If you're not paying strict attention during Raya's opening monologue, you'll miss a whole lot, so here's the gist: The land was once whole and good and peopled with (dragoned with?) lots of dragons, but then some purple cloud-monsters came along and turned most everyone to stone. The last dragon remaining, named Sisu, unleashed a great power from a spherical gem, which banished the purple bad guys, but she disappeared in the process. In the aftermath, the people divided into five warring, mutually distrustful nations named for different parts of a dragon — Talon, Fang, Spine, Tail and Heart. Five hundred years later, an attempt at peace talks results in the dragon gem getting shattered into five pieces. Raya and her adorable pillbug pal/mount Tuk-Tuk set out to find Sisu and recover the five shards, reuniting the land and the people in the process.

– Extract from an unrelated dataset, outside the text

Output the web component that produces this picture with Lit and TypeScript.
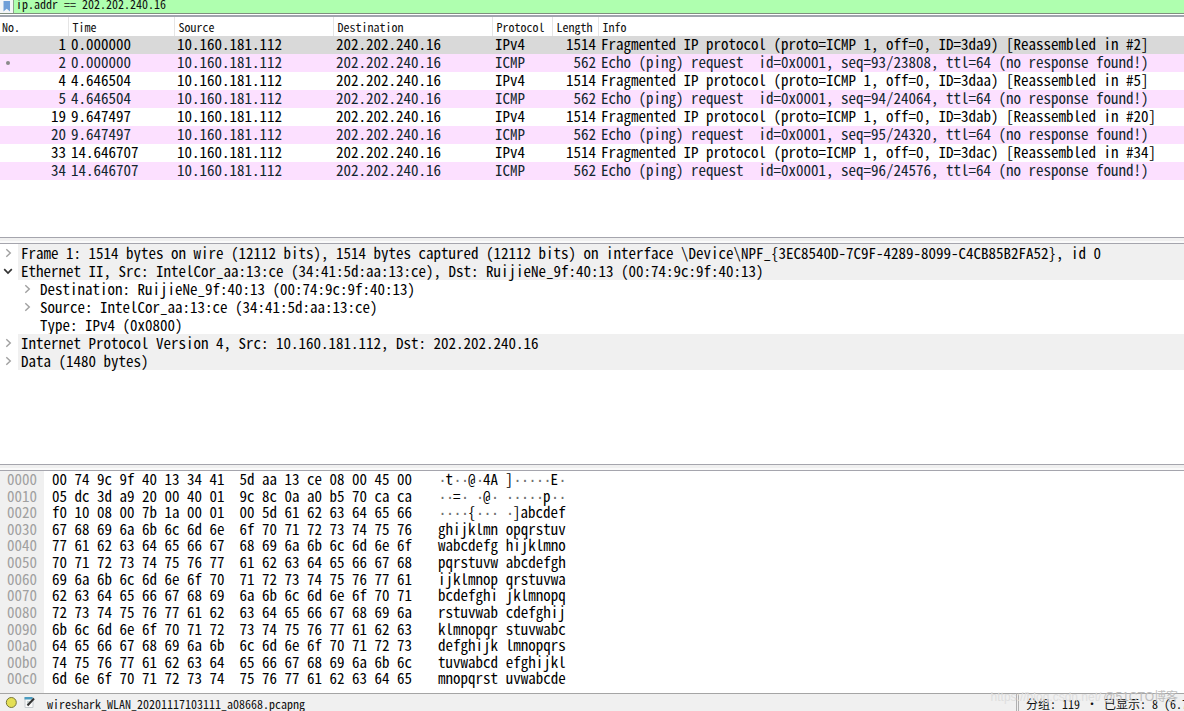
import { LitElement, html, css, svg } from "lit";
import { customElement, property, state } from "lit/decorators.js";
import { classMap } from "lit/directives/class-map.js";

const MONO = css`"Noto Sans Mono CJK SC", "Noto Sans CJK SC", monospace`;

type Packet = [number, string, string, number, string];

const SRC = "10.160.181.112";
const DST = "202.202.240.16";

const frag = (id: string, n: number) =>
  `Fragmented IP protocol (proto=ICMP 1, off=0, ID=${id}) [Reassembled in #${n}]`;
const echo = (seq: string) =>
  `Echo (ping) request  id=0x0001, seq=${seq}, ttl=64 (no response found!)`;

const PACKETS: Packet[] = [
  [1, "0.000000", "IPv4", 1514, frag("3da9", 2)],
  [2, "0.000000", "ICMP", 562, echo("93/23808")],
  [4, "4.646504", "IPv4", 1514, frag("3daa", 5)],
  [5, "4.646504", "ICMP", 562, echo("94/24064")],
  [19, "9.647497", "IPv4", 1514, frag("3dab", 20)],
  [20, "9.647497", "ICMP", 562, echo("95/24320")],
  [33, "14.646707", "IPv4", 1514, frag("3dac", 34)],
  [34, "14.646707", "ICMP", 562, echo("96/24576")],
];

@customElement("packet-list")
export class PacketList extends LitElement {
  @state() private selected = 1;

  static styles = css`
    :host { display: block; overflow: hidden; background: #fff; }
    table { width: 100%; border-collapse: collapse; table-layout: fixed; }
    .no { width: 68px; }
    .time { width: 106px; }
    .addr { width: 159px; }
    .proto { width: 60px; }
    .len { width: 46px; }
    th {
      height: 19px; padding: 0 0 0 4px; text-align: left; white-space: pre;
      font: 12px/18px ${MONO}; color: #111;
      border-left: 1px solid #e5e5e5; box-sizing: border-box;
    }
    th:first-child { padding-left: 2px; border-left: 0; }
    td {
      padding: 0 0 2px 3px; white-space: pre;
      font: 15px/16px ${MONO};
    }
    td.num { text-align: right; padding: 0 2px 2px 0; }
    td.first { position: relative; }
    tr { color: #000; }
    tr.icmp { color: #12272e; background: #fce0ff; }
    tr.selected { color: #000; background: #d9d9d9; }
    .related {
      position: absolute; left: 6px; top: 7px; width: 4px; height: 4px;
      border-radius: 2px; background: #8a8a8a;
    }
  `;

  render() {
    return html`<table>
      <colgroup>
        <col class="no"><col class="time"><col class="addr"><col class="addr">
        <col class="proto"><col class="len"><col>
      </colgroup>
      <thead>
        <tr>${["No.", "Time", "Source", "Destination", "Protocol", "Length", "Info"].map(
          (h) => html`<th scope="col">${h}</th>`)}</tr>
      </thead>
      <tbody>
        ${PACKETS.map(([no, time, proto, len, info]) => html`<tr
          class=${classMap({ icmp: proto === "ICMP", selected: no === this.selected })}
          @click=${() => (this.selected = no)}>
          <td class="num first">${no === 2 ? html`<span class="related"></span>` : null}${no}</td>
          <td>${time}</td><td>${SRC}</td><td>${DST}</td><td>${proto}</td>
          <td class="num">${len}</td><td>${info}</td>
        </tr>`)}
      </tbody>
    </table>`;
  }
}

interface TreeLine { text: string; level: number; open?: boolean; leaf?: boolean; }

const TREE: TreeLine[] = [
  { level: 0, text: "Frame 1: 1514 bytes on wire (12112 bits), 1514 bytes captured (12112 bits) on interface \\Device\\NPF_{3EC8540D-7C9F-4289-8099-C4CB85B2FA52}, id 0" },
  { level: 0, open: true, text: "Ethernet II, Src: IntelCor_aa:13:ce (34:41:5d:aa:13:ce), Dst: RuijieNe_9f:40:13 (00:74:9c:9f:40:13)" },
  { level: 1, text: "Destination: RuijieNe_9f:40:13 (00:74:9c:9f:40:13)" },
  { level: 1, text: "Source: IntelCor_aa:13:ce (34:41:5d:aa:13:ce)" },
  { level: 1, leaf: true, text: "Type: IPv4 (0x0800)" },
  { level: 0, text: "Internet Protocol Version 4, Src: 10.160.181.112, Dst: 202.202.240.16" },
  { level: 0, text: "Data (1480 bytes)" },
];

@customElement("packet-details")
export class PacketDetails extends LitElement {
  static styles = css`
    :host { display: block; overflow: hidden; background: #fff; font: 15px/18px ${MONO}; color: #000; }
    ul { list-style: none; margin: 0; padding: 0; }
    li { display: flex; height: 18px; }
    .nested { padding-left: 19px; }
    button, .blank {
      flex: none; width: 18px; height: 18px; padding: 0; border: 0; background: none;
      display: flex; align-items: center; justify-content: center;
    }
    svg { display: block; width: 18px; height: 18px; fill: none; stroke: #a0a0a0; stroke-width: 1.4; }
    .open svg { stroke: #333; stroke-width: 1.7; }
    .text { flex: 1; padding-left: 3px; white-space: pre; }
    .top .text { background: #f0f0f0; }
  `;

  render() {
    return html`<ul>${TREE.map((l) => html`<li
      class=${classMap({ top: l.level === 0, nested: l.level === 1, open: !!l.open })}>
      ${l.leaf ? html`<span class="blank"></span>` : html`<button
        aria-label=${l.open ? "Collapse" : "Expand"} aria-expanded=${l.open ? "true" : "false"}>
        <svg viewBox="0 0 18 18">${l.open
          ? svg`<path d="M4.200 7.200 8 11l3.800-3.800"/>`
          : svg`<path d="M6.300 5.200 10.300 9l-4 3.800"/>`}</svg></button>`}
      <span class="text">${l.text}</span></li>`)}</ul>`;
  }
}

const HEAD = [
  "00 74 9c 9f 40 13 34 41  5d aa 13 ce 08 00 45 00",
  "05 dc 3d a9 20 00 40 01  9c 8c 0a a0 b5 70 ca ca",
  "f0 10 08 00 7b 1a 00 01  00 5d",
];

const frameBytes = (): number[] => {
  const out = HEAD.join(" ").split(/\s+/).map((b) => parseInt(b, 16));
  // The ping payload repeats the letters a to w.
  for (let i = 0; out.length < 13 * 16; i++) out.push(0x61 + (i % 23));
  return out;
};

@customElement("packet-bytes")
export class PacketBytes extends LitElement {
  static styles = css`
    :host { display: flex; overflow: hidden; background: #fff; font: 15px/16px ${MONO}; color: #000; }
    .col {
      display: grid; grid-auto-rows: minmax(0, 1fr); align-items: start;
      padding-bottom: 6px; white-space: pre;
    }
    .col > span { height: 16px; line-height: 15px; }
    .offset { width: 37px; padding-left: 7px; background: #f0f0f0; color: #a0a0a0; }
    .hex { width: 386px; padding-left: 8px; }
    .dot {
      display: inline-block; width: 0.5em; line-height: 0; color: #707070;
      font-family: "Liberation Mono", monospace;
    }
  `;

  private glyph(b: number) {
    return b > 0x1f && b < 0x7f ? String.fromCharCode(b) : html`<span class="dot">·</span>`;
  }

  render() {
    const data = frameBytes();
    const rows = Array.from({ length: 13 }, (_, r) => data.slice(r * 16, r * 16 + 16));
    const hex = (a: number[]) => a.map((b) => b.toString(16).padStart(2, "0")).join(" ");
    return html`
      <div class="col offset">${rows.map((_, r) => html`<span>${(r * 16).toString(16).padStart(4, "0")}</span>`)}</div>
      <div class="col hex">${rows.map((r) => html`<span>${hex(r.slice(0, 8))}  ${hex(r.slice(8))}</span>`)}</div>
      <div class="col">${rows.map((r) => html`<span>${r.slice(0, 8).map(this.glyph)} ${r.slice(8).map(this.glyph)}</span>`)}</div>`;
  }
}

@customElement("app-root")
export class AppRoot extends LitElement {
  @property() filter = "ip.addr == 202.202.240.16";

  static styles = css`
    :host {
      display: flex; flex-direction: column; height: 100vh; overflow: hidden;
      position: relative; background: #f0f0f0; font: 12px/16px ${MONO}; color: #111;
    }
    .filter {
      flex: none; display: flex; align-items: flex-end; height: 13px; background: #afffaf;
      border-bottom: 1px solid #7f8f7f;
    }
    .mark {
      flex: none; display: flex; width: 14px; height: 13px; padding: 0; border: 0;
      border-right: 1px solid #8fa58f; background: #f4f6f8;
    }
    .mark svg { display: block; width: 13px; height: 13px; }
    input {
      flex: 1; min-width: 0; height: 18px; border: 0; padding: 0 0 2px 2px; outline: 0;
      box-sizing: border-box; background: transparent; font: inherit; color: #111;
    }
    .gap { flex: none; height: 1px; background: #fff; border-bottom: 2px solid #a0a5ae; }
    .pane { flex: 1 1 0px; min-height: 0; }
    .bytes { flex-basis: 2px; }
    .split {
      flex: none; height: 5px; background: linear-gradient(#f0f0f0 60%, #fafafa 60%);
      border-top: 1px solid #a5a5ad; border-bottom: 1px solid #a5a5ad;
    }
    footer {
      flex: none; display: flex; align-items: center; height: 17px;
      border-top: 1px solid #a5a5a5; background: #f0f0f0;
    }
    .icon { flex: none; display: flex; width: 18px; height: 17px; padding: 0; border: 0; background: none; }
    .icon svg { display: block; width: 18px; height: 17px; }
    .file { flex: 1; padding: 3px 0 0 11px; }
    .counts {
      flex: none; width: 158px; padding: 3px 0 0 7px; white-space: nowrap;
      border-left: 3px double #b0b0b0;
    }
    .watermark {
      position: absolute; right: 6px; bottom: 5px; display: flex; gap: 2px; pointer-events: none;
      font: 12px/18px "Liberation Sans", "Noto Sans CJK SC", sans-serif;
    }
    .site { color: #dedede; }
    .tag { color: #bdbdbd; }
  `;

  render() {
    return html`
      <div class="filter">
        <button class="mark" aria-label="Bookmarks">
          <svg viewBox="0 0 13 13"><path d="M3.500 1h6.500v10.500L6.700 8.700 3.500 11.500z" fill="#6f9fd8"/></svg>
        </button>
        <input aria-label="Display filter" spellcheck="false" .value=${this.filter}>
      </div>
      <div class="gap"></div>
      <packet-list class="pane"></packet-list>
      <div class="split"></div>
      <packet-details class="pane"></packet-details>
      <div class="split"></div>
      <packet-bytes class="pane bytes"></packet-bytes>
      <footer>
        <button class="icon" aria-label="Expert information">
          <svg viewBox="0 0 18 17"><circle cx="11.300" cy="8.500" r="5" fill="#e4df55" stroke="#77773a"/></svg>
        </button>
        <button class="icon" aria-label="Capture file comment">
          <svg viewBox="0 0 18 17"><path d="M7 3.500h8v10H7z" fill="#fafafa" stroke="#c8ccd0"/>
            <path d="M6.500 3h8v2.500h-8z" fill="#4a9cc0"/>
            <path d="M9 8h3M9 10h2" stroke="#9aa"/>
            <path d="m9.500 11.500 6.500-7" stroke="#333" stroke-width="2"/></svg>
        </button>
        <span class="file">wireshark_WLAN_20201117103111_a08668.pcapng</span>
        <span class="counts">分组: 119 · 已显示: 8 (6.7%)</span>
      </footer>
      <div class="watermark"><span class="site">https://blog.csdn.net/</span><span class="tag">@51CTO博客</span></div>`;
  }
}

From that elevator pitch, you may perhaps can discern that the basic mechanics of Raya's plot comprise your standard fantasy epic starter kit. Where the film comes brilliantly alive is in the details: The stunning landscapes, the bustling cities, the vocal performance of Awkwafina as Sisu, the hilarious contributions of a certain badass toddler (no spoilers, but trust me), and the friendship between Sisu and Raya, which serves the plot even as it's allowed the breathing room to exist in and of itself.

But back to Raya's trust issues: The film smartly grounds them in her reality as much as her psychology — it's a fact that her wary, suspicious nature ideally suits the dark, fallen world around her, and that Sisu's sunny, optimistic outlook leads to bad outcomes, again and again. A lesser, more linear film would find a faster route to Raya's finally recognizing the good in other people, but the screenplay keeps putting it off, exploring what passes, in an animated Disney film, for nuance.

It's her flawed nature that makes Raya the most compelling, most sympathetic and most layered Disney princess in the company's long history — and what makes Raya and the Last Dragon the best Disney animated feature in many years.